Aufwühlend und buchstäblich wahnsinnig komisch sind die Varianten des Selbstbetrugs, die der großartige Colin Farrell in der Rolle des labilen Terry und ein verführerisch unbekümmerter Ewan McGregor als Ian durchlaufen. Doch der Sieg in diesem Kampf mit dem Gewissen, das von niederen Wünschen und ihrer Verklärung zum Schicksalhaften niedergestreckt wird, gebührt Tom Wilkinson. Sein Onkel Howard ist die Verkörperung dramatischer Manipulation.
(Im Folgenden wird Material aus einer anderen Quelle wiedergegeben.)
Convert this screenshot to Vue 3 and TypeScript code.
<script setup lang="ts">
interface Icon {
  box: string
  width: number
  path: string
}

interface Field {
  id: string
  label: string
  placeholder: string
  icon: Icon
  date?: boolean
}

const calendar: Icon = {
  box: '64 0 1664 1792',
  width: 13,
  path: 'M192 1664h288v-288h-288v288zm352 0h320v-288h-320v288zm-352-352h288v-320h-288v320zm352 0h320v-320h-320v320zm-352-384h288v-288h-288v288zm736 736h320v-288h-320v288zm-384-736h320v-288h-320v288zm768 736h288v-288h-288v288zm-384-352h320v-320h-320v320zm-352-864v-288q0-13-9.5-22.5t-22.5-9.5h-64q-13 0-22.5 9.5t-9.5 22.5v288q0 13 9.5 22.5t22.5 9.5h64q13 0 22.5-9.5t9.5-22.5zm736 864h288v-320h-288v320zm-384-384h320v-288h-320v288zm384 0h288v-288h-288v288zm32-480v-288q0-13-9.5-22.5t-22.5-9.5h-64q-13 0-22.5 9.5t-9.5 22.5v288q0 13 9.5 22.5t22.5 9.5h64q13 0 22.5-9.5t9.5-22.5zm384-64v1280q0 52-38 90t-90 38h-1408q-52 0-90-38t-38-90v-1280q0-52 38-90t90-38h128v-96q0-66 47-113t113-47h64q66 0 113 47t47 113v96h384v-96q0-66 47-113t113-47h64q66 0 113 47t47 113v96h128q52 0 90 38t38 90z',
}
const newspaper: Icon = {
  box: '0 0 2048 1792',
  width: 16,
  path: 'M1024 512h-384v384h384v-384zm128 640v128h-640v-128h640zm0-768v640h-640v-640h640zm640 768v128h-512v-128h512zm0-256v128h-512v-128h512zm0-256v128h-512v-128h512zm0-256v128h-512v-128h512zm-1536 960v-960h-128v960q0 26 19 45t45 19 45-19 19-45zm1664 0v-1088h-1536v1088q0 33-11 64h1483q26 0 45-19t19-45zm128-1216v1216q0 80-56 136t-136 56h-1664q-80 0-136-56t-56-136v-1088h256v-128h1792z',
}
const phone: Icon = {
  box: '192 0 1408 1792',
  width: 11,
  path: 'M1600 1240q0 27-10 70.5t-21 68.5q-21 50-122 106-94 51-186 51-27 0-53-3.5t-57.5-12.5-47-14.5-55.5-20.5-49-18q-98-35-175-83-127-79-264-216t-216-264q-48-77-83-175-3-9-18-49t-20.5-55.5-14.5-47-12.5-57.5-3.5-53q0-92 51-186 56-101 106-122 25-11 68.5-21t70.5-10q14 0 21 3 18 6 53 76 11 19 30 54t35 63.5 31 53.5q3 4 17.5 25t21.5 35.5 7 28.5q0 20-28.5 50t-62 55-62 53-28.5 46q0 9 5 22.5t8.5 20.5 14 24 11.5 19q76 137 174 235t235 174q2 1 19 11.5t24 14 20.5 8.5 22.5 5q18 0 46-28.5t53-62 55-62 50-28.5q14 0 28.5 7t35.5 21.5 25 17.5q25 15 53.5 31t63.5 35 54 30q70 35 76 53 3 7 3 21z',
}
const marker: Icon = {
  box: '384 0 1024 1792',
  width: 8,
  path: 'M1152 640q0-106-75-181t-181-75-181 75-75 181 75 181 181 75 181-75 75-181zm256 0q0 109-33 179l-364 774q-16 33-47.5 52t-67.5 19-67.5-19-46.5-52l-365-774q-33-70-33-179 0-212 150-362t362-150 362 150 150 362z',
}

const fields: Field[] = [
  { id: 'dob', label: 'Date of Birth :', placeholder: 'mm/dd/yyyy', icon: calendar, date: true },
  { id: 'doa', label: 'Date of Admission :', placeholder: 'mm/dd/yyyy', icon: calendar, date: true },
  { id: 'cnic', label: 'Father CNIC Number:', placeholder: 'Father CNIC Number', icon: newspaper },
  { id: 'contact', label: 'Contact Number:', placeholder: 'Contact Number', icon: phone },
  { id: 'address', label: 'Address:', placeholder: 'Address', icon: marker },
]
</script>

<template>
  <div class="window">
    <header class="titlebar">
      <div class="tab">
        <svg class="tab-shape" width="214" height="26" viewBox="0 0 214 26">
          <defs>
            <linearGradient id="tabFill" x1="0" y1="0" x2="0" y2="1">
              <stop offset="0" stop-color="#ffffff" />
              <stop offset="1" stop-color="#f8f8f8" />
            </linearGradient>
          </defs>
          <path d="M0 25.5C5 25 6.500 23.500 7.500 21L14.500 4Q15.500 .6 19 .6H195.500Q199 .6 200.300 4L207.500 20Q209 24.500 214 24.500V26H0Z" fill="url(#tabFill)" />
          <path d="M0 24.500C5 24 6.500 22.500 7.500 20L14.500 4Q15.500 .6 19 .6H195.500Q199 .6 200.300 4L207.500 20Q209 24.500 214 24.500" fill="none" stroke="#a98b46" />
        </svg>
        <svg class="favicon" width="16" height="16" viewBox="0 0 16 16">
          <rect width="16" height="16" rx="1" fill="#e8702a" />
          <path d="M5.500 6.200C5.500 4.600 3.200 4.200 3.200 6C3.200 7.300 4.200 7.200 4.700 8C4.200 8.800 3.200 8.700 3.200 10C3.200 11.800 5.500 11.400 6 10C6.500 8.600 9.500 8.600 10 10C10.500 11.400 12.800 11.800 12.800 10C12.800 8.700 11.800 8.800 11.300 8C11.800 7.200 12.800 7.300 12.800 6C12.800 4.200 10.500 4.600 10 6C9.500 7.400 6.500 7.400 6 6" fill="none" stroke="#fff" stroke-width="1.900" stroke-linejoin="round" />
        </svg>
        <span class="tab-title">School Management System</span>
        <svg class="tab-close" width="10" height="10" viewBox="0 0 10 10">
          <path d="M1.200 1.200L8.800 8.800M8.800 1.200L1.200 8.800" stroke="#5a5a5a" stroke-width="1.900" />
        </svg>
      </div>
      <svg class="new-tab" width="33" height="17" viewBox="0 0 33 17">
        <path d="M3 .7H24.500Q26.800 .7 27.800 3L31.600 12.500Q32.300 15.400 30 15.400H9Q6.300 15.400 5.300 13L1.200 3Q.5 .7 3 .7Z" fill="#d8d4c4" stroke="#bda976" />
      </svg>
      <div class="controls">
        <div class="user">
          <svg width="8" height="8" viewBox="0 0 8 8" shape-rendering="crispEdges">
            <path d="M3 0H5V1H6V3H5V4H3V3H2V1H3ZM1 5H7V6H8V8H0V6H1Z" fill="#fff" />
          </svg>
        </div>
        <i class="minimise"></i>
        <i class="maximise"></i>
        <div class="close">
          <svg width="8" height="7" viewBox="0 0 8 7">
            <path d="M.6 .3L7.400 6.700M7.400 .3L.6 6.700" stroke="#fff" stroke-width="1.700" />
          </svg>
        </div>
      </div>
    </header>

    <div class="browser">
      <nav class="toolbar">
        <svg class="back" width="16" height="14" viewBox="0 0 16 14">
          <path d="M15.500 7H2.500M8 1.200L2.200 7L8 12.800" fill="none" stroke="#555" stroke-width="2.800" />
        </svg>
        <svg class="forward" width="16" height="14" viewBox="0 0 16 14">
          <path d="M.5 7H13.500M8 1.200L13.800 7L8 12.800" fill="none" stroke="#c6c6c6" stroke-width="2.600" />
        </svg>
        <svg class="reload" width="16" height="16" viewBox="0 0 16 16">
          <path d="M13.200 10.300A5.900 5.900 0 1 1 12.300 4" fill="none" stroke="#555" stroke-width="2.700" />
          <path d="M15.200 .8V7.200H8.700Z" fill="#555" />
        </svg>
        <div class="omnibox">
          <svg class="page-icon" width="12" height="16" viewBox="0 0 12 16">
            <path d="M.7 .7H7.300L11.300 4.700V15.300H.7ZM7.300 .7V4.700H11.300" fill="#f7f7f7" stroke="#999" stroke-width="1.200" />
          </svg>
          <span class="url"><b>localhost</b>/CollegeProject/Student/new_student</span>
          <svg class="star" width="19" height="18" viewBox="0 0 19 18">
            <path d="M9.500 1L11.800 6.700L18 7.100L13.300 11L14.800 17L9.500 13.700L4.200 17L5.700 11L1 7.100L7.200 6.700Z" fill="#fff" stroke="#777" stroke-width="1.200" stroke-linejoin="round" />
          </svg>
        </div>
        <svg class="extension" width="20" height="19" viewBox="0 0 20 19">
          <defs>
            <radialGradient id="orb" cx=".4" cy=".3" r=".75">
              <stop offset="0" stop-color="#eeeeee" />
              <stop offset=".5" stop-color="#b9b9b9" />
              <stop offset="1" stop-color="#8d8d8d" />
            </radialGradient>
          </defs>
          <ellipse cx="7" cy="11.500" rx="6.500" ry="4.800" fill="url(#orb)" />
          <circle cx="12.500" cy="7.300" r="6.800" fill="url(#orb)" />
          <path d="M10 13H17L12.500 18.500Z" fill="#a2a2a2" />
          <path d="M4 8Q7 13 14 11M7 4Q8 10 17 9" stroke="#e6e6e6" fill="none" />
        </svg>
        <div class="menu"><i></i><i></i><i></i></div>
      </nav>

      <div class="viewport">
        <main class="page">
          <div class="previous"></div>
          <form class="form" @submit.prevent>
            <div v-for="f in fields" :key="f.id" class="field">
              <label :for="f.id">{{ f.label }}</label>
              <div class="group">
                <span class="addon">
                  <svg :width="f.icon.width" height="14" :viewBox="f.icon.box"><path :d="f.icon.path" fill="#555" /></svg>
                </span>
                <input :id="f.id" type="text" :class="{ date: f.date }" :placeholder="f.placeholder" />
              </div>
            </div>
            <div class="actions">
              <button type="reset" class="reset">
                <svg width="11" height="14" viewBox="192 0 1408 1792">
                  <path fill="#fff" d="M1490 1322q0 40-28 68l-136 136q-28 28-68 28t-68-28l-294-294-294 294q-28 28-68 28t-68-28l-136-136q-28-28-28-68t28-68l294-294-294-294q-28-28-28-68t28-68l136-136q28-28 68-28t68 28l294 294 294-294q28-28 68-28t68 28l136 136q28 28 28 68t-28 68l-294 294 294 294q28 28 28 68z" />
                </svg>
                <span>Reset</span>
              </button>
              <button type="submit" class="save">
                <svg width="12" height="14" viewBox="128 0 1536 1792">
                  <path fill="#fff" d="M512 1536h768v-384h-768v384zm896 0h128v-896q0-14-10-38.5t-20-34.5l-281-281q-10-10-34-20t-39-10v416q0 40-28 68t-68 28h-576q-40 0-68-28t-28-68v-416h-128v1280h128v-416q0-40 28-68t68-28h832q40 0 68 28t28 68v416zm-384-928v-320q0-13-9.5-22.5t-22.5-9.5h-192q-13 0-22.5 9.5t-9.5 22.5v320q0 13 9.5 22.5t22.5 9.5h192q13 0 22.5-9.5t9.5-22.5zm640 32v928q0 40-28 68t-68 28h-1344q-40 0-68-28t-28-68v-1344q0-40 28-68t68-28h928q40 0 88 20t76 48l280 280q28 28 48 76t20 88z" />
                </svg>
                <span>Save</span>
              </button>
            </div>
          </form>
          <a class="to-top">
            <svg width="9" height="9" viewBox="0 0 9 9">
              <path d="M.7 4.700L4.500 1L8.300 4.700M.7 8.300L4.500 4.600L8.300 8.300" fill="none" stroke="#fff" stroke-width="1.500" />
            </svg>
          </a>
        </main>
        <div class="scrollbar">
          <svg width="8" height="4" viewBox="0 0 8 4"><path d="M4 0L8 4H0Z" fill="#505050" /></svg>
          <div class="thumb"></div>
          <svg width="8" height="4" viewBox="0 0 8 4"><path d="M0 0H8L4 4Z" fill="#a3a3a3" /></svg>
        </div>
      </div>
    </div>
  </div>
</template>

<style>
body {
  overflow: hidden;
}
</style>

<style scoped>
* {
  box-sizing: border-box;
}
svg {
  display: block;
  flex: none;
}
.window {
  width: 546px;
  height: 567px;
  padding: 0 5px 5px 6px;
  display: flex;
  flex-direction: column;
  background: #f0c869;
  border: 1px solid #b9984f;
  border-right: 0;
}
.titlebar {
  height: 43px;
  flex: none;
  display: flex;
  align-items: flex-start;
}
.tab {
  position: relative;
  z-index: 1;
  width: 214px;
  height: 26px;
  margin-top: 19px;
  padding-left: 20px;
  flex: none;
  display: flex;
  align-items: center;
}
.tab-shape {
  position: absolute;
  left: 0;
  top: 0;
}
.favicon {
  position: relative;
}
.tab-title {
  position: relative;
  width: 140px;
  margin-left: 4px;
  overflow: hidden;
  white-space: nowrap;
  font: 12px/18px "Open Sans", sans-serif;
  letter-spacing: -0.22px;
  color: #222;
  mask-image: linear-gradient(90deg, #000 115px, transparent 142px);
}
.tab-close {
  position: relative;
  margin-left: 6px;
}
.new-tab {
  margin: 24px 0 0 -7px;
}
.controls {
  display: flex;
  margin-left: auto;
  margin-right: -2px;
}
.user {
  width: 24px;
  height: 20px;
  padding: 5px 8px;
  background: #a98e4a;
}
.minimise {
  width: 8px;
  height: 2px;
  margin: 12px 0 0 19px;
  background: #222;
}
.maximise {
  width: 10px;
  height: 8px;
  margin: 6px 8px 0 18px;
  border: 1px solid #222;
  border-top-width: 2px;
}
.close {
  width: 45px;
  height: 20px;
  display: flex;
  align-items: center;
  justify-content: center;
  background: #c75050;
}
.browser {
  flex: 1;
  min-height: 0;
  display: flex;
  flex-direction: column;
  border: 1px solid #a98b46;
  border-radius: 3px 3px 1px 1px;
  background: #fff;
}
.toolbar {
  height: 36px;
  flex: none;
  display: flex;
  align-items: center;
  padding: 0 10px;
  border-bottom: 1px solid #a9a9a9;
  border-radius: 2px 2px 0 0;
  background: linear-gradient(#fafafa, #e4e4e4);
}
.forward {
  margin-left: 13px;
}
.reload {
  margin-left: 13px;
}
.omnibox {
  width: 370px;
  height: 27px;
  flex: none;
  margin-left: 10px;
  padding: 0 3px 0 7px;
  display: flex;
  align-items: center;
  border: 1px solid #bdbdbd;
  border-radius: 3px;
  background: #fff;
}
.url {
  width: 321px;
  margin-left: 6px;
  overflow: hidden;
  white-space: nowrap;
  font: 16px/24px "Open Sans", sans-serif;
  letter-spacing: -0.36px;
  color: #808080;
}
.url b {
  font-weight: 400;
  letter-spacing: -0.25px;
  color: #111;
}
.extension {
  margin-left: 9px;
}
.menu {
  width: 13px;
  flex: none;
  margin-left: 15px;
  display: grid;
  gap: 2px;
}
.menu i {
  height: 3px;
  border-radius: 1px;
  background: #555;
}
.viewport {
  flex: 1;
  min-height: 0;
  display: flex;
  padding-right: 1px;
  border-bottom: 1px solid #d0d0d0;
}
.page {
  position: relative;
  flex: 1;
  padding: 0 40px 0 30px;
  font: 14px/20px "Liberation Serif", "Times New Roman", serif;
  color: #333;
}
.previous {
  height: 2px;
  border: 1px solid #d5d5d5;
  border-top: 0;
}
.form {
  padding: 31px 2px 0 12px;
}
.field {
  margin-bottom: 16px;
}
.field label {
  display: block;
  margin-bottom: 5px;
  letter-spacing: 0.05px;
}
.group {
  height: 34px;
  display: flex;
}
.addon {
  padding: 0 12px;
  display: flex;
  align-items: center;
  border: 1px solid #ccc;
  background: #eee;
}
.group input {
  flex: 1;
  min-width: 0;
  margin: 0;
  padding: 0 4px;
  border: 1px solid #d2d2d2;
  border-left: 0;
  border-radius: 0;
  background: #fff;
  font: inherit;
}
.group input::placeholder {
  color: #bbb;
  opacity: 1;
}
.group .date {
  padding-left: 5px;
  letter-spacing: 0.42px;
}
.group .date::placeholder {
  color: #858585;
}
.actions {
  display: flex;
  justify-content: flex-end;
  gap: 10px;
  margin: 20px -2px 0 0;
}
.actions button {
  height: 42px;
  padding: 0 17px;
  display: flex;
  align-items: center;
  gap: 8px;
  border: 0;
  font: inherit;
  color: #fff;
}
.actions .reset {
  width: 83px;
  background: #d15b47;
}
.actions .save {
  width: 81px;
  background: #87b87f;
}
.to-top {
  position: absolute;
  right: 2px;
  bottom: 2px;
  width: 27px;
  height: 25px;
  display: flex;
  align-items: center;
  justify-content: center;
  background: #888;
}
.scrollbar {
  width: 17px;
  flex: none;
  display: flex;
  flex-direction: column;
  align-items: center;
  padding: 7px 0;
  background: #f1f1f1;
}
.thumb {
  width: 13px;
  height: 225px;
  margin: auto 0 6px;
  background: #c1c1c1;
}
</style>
Wie er die Brüder umgarnt, ihnen die Notwendigkeit den Feind zu morden, als Aufgabe eines intakten Familienverbandes schmackhaft macht, wie er ihre Skrupel mit der Aussicht auf den Besitz der schönen Angela, einer modernen Helena, und dem endgültigen Triumph über das launische Glücks übertönt – das alles verleiht Wilkinson die Aura eines aus Mythen auferstandenen, wahrhaft göttlichen (Schau-)Spielers.

Und was machen die Frauen, während ihre Männer seelisch, moralisch und später auch physisch untergehen? Sally Hawkins, seit der Hauptrolle in Mike Leighs »Happy-Go-Lucky« auf dem Weg zu verdientem Ruhm, spielt Terrys Frau Kate mit der beschränkten Aufnahmefähigkeit der phantasielos Glücklichen. Eine Reihenhaushälfte würde ihr genügen. Vor allem soll Terry aufhören zu saufen. Der Arme kann noch so oft gestehen, jemanden ermordet zu haben, was Kate nicht hören will, versteht sie nicht. Angela, Tochter aus reichem Haus, bringt die rührend naive Unterschichtenschöne auf ganz andere Gedanken. Jetzt, wo die Männer dank Onkel Howard gut verdienen, sollte man da nicht? Man sollte. Die Frauen gehen Shoppen. Die Männer bringen sich um. Das Schicksal hat einen Kleiderschrank, größer als jeder Theaterfundus.